Generally speaking, the total degradation of compounds is studied in comparative tests like the ones described above; i.e.simple discontinuous screening tests. (Test of Ready Biodegradability)and waste water treatment plant simulation tests. /e.g.Coupled Unit Test)The main difference, however, is that criteria of final biological degradation are used to assess the results i.e. the mineralization of the substance tested to yield carbon dioxide, water and possibly salts, as well as the assimilation of biomass.

The analytical methods to measure the extent of final degradation include determination of the mineralization parameters CO2 production and chemical oxygen requirement, as well as the measurement of the totals of mineralization and assimilation by studying the decrease in the amount of organic carbon in solution (DOC).*

Usually, the final degradability of the test substance is studied using one of five "Tests of Biodegradability" that were recommended by the OECD and are integrated into EC legislation on chemical substances. Duration of the test is 28 days. Again in these tests, the test substance is the only carbon source for the bacteria originating from waste water, rivers and soil. According to OECD criteria, compounds with a mineralization rate (CO2 ,CSB) of more than 60% or a DOC decrease of more than 70% are considered to be degraded rapidly and completely under environmental conditions.

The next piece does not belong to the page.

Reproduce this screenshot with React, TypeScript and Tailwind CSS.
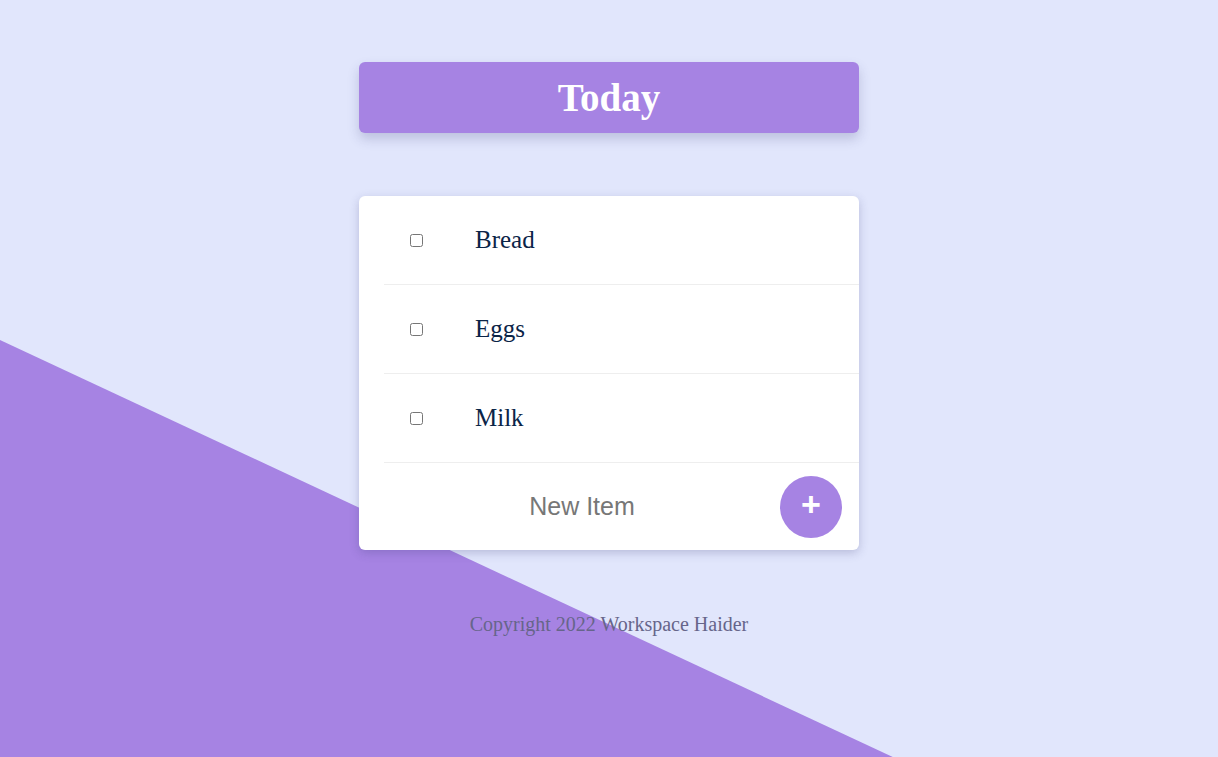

Comparing the data for primary and final degradation of tensides, it can be said that tensides with a high rate of primary degradation are further degraded extensively to their natural end products, so there is no accumulation of lasting waste products in the environment.

The extensive degradability of tensides and their ecological safety are also stated in the latest report on the aquatic compatibility of tensides in cleaning agents and detergents issued by the Detergents Committee. This committee consists of representatives from administration, water industry manufacturers, industry and universities, and serves as a consulting body to the German government.

According to this report, all major tensides in cleaning agents and detergents clearly exceed the primary degradation rate of 80 % specified by law. In addition to this, their total degradation of more than 60% fulfills the requirements of the OECD for readily biodegradable substances.

Acute aquatic toxicity of tensides, measured as LC50 **/EC50 (concentration where 50% of the organisms survive in the fish- and daphnia test) is higher than 1 mg/l. - Compare with numbers for "ECS 89" listed above-!


As mentioned above, the tenside concentration used in the "ECS Dust Suppression System" is 1:3750 - 1 : 4200, i.e. 1 liter of tenside is dissolved in 3750 (4200) liters of water.

Consequently, each liter of the ECS mixture: raw water and "ECS 89" contains 0.27 g of tenside. Tenside concentrations of 0.5 g/l drinking water are considered safe by the health authorities

Our safety sheets (DIN - US STANDARDS) list all relevant data for the concentrate and the concentration used in the system.

It is obvious that the tenside "ECS 89" used in the "ECS Dust Suppression System" meets and even exceeds all requirements with regard to environmental protection, toxicology, ecology and biodegradability. There have been and can be no objections raised against its correct use, in Germany or abroad.

More than 300 systems are in use world-wide but there have been and can be no objections raised against its correct use anywhere.

The tenside ECS 89 was developed specifically for the "ECS Dust Suppression System" Applied concentration, compatibility with installed seals, tubes, pipes and other materials, flow properties and especially gauging and control instrumentation have been designed and tested specifically for our system. For these reasons and also because of the environmental considerations, exhaustively listed above, our warranty expires immediately and completely if another tenside is used.

"ECS 89" is available in many countries and on all continents.